There are several steps to making this dish.  Firstly, I would make the enchilada sauce.  And make you have traditional CORN TORTILLAS, which are only about 4-6 inches across.  None of this wheat burrito wrap BS.

Enchilada Sauce
(makes about 2 cups)



2 cups veggie stock
4 Tbs Chili Powder (make sure this is NOT Indian spicy chillies)
1 tsp ground cumin
2 tsp garlic powder
3/4 ts. sea salt
1 pinch ground cinnamon (less than 1/16 tsp)
a little less than 1/2 tsp sugar
3 Tablespoons plus 1/4 tsp white flour
3 Tablespoons vegetable oil

In a medium saucepan, heat oil over medium high heat. When the oil is hot, lower the heat to low and add the flour (don't let it brown).

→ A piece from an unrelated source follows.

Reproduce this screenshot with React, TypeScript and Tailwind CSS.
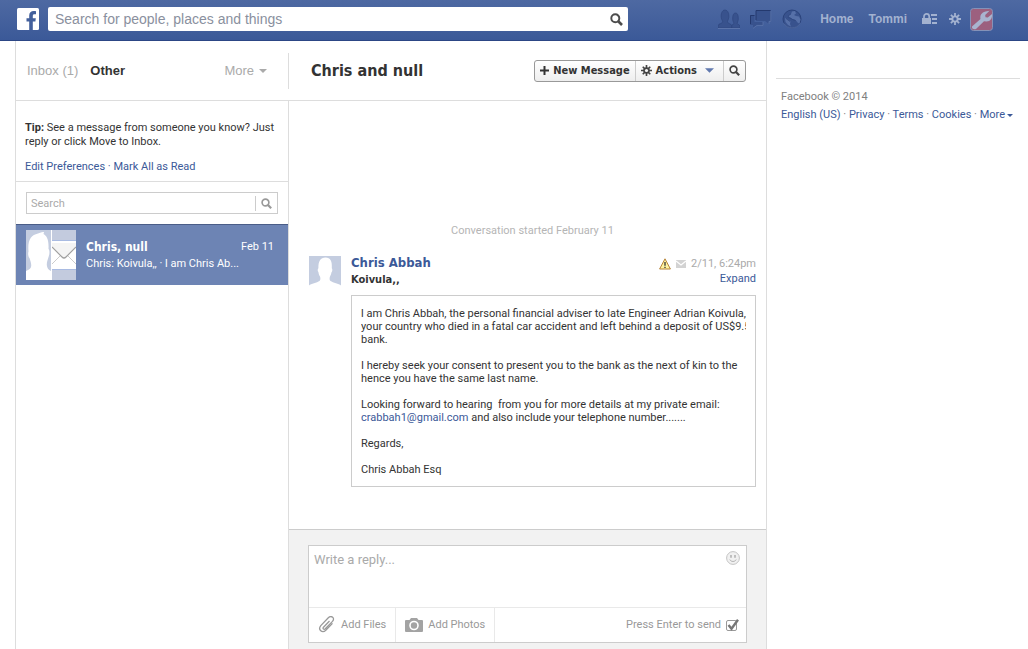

Mix with a whisk for about 1 to 2 mins stirring constantly, you want to see a little bubble going on. Add the chili powder and whisk in till fully mixed.


Slowly pour in the 2 cups stock. Turn the heat up to medium and stir till fully mixed.
Add the cumin, garlic powder, salt, cinnamon and sugar, stir after each one. Bring to a boil as you continue to stir.


Once boiling, stir and cook for 3 to 5 minutes.
Turn off the heat, this enchilada sauce recipe is done.  You can keep this to the side while you make everything else.




Tomatillo Sauce



3/4 lb fresh Tomatillos (about 9 med)
1/4 tsp salt
1/2 tsp chili powder
1/4 tsp ground cumin
2 TBS veggie stock
2 TBS Arrowroot powder

Remove 7 discard husks of tomatillos, rise, and place in a saucepan with the salt.  Cover with water and bring to a boil.  Reduce heat & simmer for about 10 mins, until they are very tender.  Drain, the put in food processor with chili powder and cumin, pulse to combine.  Add stock and arrowroot then process until smooth.  Transfer to a small pan, and cook over medium heat for 2-3 mins, until mixture thickens.  Do not overcook or arrowroot with get glunky.  Set aside.


Mashed Yams



1 large jewel yam, or 2 med sized ones, diced
1/2 cup cilantro
1 tsp sugar

Heat water in large saucepan until boiling.  Add diced yams, cook until tender.  Drain & return to pan, mash until creamy.  Add sugar & mix, then add cilantro.

I add the sugar to get it a little bit sweeter.  You can if you want or you can skip it.


Chipotle spiced black beans



1 large red onion
3 cloves garlic
1 large (16oz) can black beans
1 can tomatoes, whole, drained
1 chipotle pepper in abodo sauce
1/4 cup cilantro, diced

1 green pepper diced (optional)

Heat onion and garlic in skillet, cook until onion is translucent.  While this is cooking, blend Tomatoes, chipotle, and cilantro in processor until it forms a paste.  Add to onions and cook for 2-3 mins, add black beans (and optional green pepper).  Bring to a rolling simmer, then lower heat and let cook for 15 mins or until liquid evaporates a little.

There's a lot of room with this one, try with different beans or add corn.


Enchiladas



So finally, putting everything together!
Makes about 15 enchiladas

Preheat over to 350 degrees F.  
In a large casserole dish, spray oil (or lightly brush) over the bottom and sides so nothing sticks.  Pour a little bit of the enchilada sauce, just to cover the bottom in about a <1cm of sauce.

Heat corn tortillas in microwave for about 20 seconds, until they are slightly heated and bend easily (so they don't break when you roll them).

Take corn tortillas and brush with Tomatillo sauce out to the edge.  Lay mashed yams in a line down center, about 2 TBS worth.  Place same amount of Chipotle black beans on top. Roll in a cigar shape so the edges stick, place in dish.  Repeat until your ingredients are gone, or until dish is full, or until you feel like it.  Pour the rest of the enchilada sauce on top of enchiladas.



Bake @ 350 for about 20-30 mins, covered.  They should come out gooey and soft and delicious.  Totally worth all of the effort, these are a great party pleasure and everyone is sure to love them despite no cheese!

Serve with guacamole, salsa, shredded up lettuce, hot sauce, whatever.  ENJOY!